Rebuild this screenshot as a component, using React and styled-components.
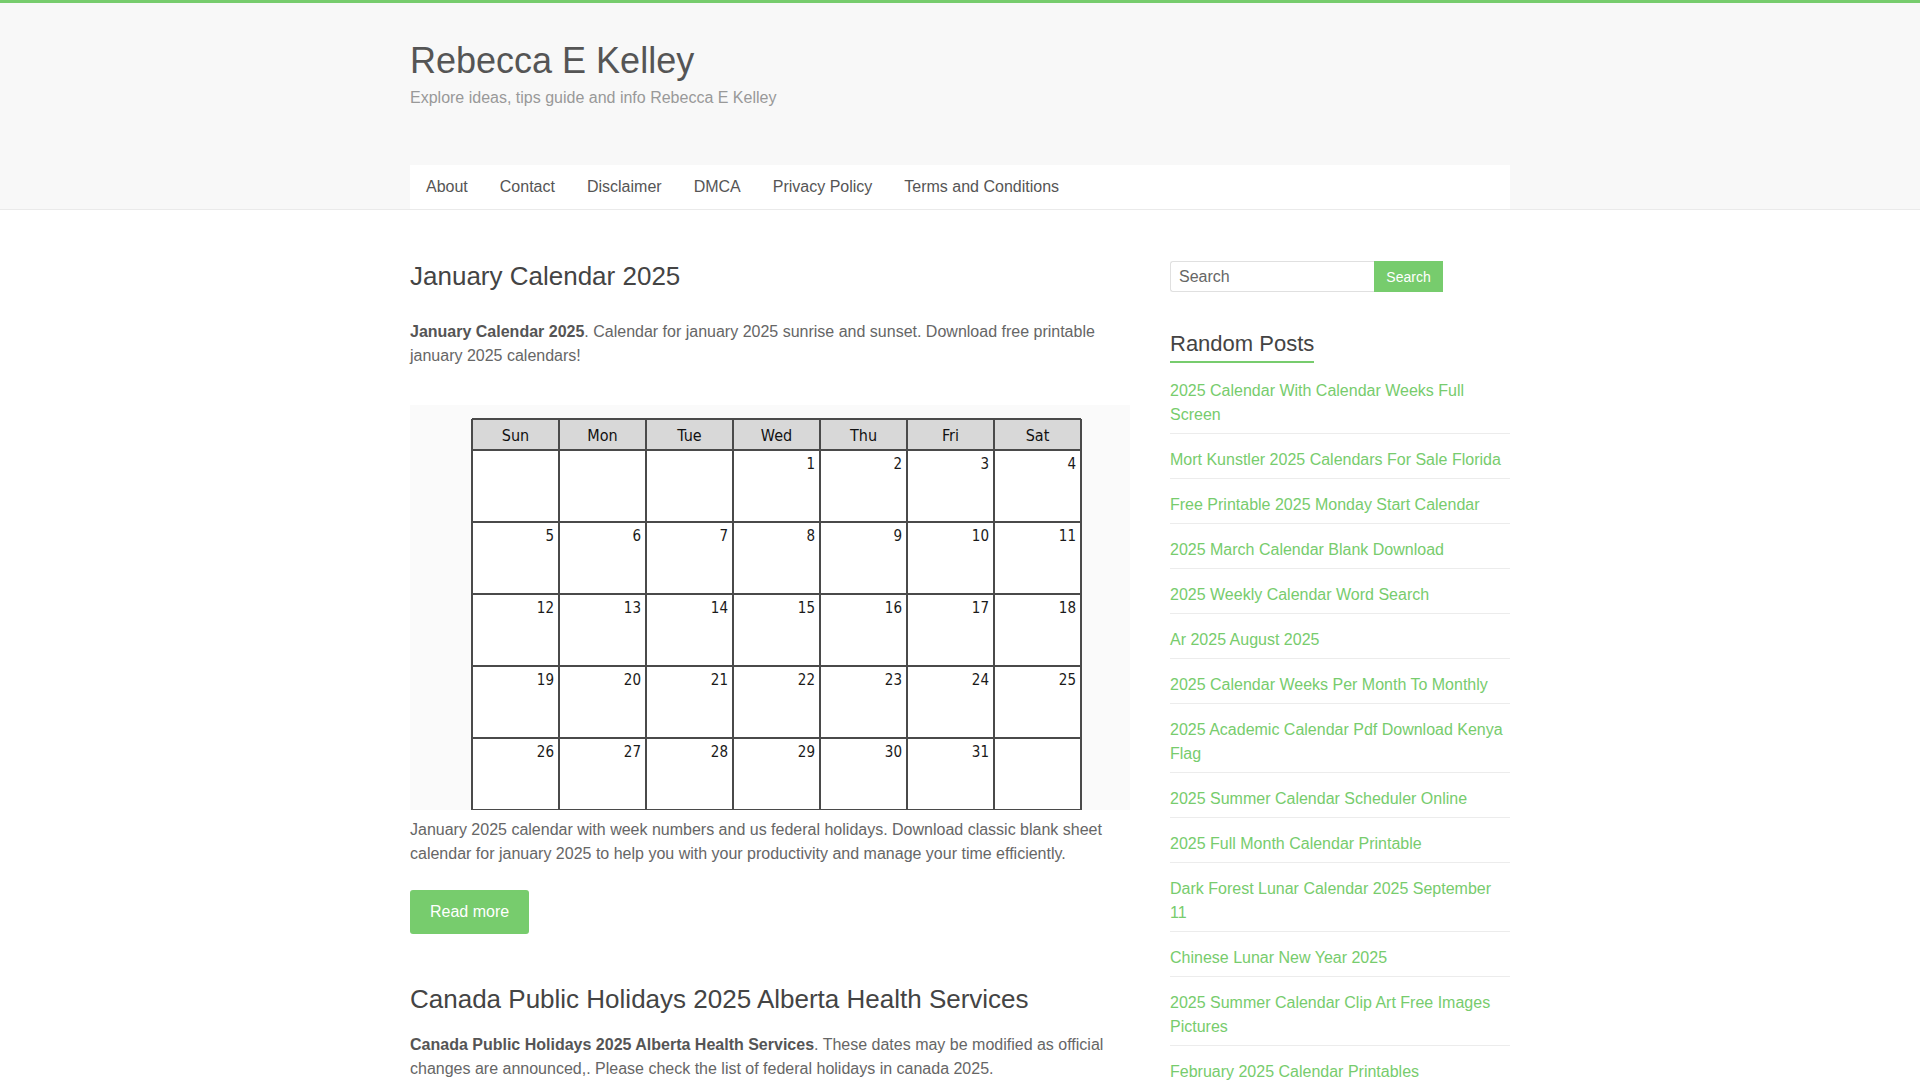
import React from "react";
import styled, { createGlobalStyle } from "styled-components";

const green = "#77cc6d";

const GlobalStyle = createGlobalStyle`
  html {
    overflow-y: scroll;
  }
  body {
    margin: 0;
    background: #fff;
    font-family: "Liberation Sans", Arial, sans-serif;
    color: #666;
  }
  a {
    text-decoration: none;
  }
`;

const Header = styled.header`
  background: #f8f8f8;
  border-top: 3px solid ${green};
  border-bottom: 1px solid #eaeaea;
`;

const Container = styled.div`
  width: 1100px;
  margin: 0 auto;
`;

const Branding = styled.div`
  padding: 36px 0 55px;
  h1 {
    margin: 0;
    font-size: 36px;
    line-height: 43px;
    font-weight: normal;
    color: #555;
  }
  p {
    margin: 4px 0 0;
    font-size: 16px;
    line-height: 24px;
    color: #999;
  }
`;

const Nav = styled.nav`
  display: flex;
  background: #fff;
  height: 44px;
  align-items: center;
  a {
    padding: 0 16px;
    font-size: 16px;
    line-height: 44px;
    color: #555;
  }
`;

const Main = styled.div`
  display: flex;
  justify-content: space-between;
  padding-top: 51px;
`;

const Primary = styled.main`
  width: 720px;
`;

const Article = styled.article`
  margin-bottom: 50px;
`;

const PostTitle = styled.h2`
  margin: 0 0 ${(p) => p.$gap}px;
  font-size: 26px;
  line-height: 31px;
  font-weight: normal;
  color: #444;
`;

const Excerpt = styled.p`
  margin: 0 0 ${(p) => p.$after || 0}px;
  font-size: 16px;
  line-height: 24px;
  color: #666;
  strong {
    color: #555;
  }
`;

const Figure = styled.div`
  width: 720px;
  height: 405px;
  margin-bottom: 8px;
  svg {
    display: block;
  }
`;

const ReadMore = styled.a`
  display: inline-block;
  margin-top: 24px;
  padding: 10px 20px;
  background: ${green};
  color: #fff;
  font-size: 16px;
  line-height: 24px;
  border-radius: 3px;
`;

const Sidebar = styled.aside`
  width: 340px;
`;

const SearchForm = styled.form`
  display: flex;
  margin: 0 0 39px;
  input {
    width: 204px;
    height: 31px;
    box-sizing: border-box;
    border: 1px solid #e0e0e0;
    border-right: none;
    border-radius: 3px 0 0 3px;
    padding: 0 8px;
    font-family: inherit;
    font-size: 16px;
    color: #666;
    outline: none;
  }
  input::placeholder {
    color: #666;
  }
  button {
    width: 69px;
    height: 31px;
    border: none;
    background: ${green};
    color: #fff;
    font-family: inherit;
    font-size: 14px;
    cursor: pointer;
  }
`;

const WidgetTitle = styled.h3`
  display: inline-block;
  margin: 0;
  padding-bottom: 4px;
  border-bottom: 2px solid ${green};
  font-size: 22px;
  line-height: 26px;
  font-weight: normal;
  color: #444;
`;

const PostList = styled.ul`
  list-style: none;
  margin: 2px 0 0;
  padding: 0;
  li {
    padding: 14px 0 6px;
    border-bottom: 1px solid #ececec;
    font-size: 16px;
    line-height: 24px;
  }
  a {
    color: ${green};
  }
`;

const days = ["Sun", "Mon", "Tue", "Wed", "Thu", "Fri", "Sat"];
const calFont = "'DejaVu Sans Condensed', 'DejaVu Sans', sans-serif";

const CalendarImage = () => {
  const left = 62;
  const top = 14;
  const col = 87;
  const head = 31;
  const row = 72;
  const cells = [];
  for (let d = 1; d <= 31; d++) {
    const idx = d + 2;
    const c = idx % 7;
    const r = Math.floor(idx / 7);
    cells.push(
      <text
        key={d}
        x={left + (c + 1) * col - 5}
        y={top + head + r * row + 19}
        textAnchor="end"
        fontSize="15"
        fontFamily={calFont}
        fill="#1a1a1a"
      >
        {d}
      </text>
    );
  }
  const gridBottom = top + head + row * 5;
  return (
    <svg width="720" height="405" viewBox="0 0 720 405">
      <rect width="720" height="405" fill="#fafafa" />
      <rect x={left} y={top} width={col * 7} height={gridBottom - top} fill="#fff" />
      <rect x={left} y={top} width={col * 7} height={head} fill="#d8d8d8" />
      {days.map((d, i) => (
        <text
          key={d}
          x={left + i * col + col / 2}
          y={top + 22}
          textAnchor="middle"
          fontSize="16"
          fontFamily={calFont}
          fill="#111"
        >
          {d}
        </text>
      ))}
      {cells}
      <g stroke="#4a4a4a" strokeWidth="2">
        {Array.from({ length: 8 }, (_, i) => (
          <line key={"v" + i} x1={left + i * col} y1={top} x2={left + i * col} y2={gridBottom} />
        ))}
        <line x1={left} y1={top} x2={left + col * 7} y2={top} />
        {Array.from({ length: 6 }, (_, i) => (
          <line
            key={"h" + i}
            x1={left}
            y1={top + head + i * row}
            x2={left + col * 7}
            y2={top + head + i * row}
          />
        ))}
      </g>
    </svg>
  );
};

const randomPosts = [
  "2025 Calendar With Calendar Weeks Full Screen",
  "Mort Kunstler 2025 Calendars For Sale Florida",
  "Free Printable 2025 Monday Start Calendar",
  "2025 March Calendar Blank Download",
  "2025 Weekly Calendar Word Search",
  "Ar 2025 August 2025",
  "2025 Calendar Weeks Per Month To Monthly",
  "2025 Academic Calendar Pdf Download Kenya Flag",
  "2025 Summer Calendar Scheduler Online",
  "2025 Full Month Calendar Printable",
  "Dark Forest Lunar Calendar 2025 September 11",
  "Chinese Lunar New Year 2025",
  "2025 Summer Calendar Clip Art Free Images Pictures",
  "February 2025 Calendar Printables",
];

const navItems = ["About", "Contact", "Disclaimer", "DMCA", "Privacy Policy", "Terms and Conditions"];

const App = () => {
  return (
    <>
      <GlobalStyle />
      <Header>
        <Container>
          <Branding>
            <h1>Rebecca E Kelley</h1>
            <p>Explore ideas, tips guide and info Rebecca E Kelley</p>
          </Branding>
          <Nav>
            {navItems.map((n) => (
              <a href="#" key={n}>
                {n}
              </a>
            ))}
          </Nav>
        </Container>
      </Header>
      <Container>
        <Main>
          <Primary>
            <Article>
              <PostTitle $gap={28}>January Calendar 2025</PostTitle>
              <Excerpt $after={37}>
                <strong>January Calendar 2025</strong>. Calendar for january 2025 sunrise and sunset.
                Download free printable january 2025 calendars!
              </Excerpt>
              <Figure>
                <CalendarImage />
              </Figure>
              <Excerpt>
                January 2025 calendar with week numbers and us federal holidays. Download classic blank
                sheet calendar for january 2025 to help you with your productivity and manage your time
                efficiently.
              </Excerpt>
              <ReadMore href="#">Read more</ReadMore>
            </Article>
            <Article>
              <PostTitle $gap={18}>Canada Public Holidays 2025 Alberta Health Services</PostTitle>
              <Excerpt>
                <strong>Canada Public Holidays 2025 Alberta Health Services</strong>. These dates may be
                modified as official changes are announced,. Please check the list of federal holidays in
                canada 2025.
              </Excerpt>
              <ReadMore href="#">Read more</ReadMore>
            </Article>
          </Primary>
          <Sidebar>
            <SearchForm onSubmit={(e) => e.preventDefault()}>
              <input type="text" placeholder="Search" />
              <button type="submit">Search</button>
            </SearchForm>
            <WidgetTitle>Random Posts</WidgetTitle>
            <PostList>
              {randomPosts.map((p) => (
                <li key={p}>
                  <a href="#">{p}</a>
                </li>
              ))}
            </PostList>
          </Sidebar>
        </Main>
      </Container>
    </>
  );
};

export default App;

::::

#### Given problem
Reply with one number only, the count of lines above that hold the string "React".

#### Expected output
2